Come ti è sembrato il mondiale in Italia?
«Molto bene considerando la nuova realtà regolamentare, al momento è stata la gara migliore ed abbiamo apprezzato il lavoro dei giudici, anche perché dal Giappone ad ora le cose sono andate migliorando di gara in gara, il livello in Italia è stato molto alto ma d’altra parte siamo al mondiale, penso che sia più facile con un po’ di esperienza tracciare le gare in questa modalità piuttosto che con lo stop, con i quali i piloti riescono a salire fino in cielo! Michaud (Direttore CTR) sta lavorando molto bene e duramente così come Pascuet (Section Advisor) che di gara in gara accumula esperienza, quindi penso che alla fina dell’anno si potrà apprezzare il risultato positivo».
Domanda provocatoria, Grattarola potrebbe avere un futuro in Montesa al fianco di Bou?
«Perché no, è un pilota importante per un mercato importante, chiaro che in questo momento di difficoltà rappresenta un costo e noi vorremmo avere un pilota importante in paesi come Francia, Inghilterra e Italia. La tendenza in questo momento, se non cambiano le cose, è di andare a ridurre piuttosto che aumentare, se pensi che fino al 2007 avevamo quattro piloti, poi tre nel 209 e ora due, ti fa comprendere la strategia».

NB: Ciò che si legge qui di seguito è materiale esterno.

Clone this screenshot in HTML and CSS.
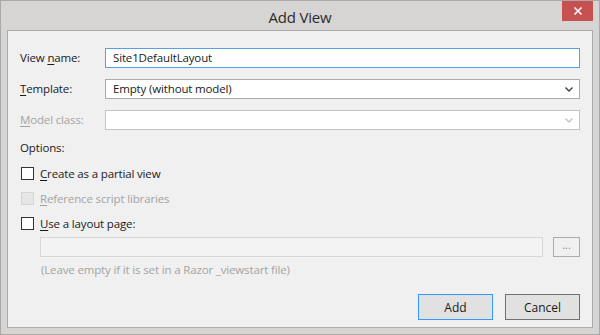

Perché non esiste un Promoter nel Trial?
«Qualche tempo fa la spagnola Octagon ha provato a gestire con mille difficoltà il campionato Indoor che risulta essere quello più facilmente vendibile, ma per una serie di ragioni non hanno ritenuto conveniente procedere, il problema è l’impossibilità di poter gestire direttamente le località di gara che continuano ad essere di pertinenza diretta FIM».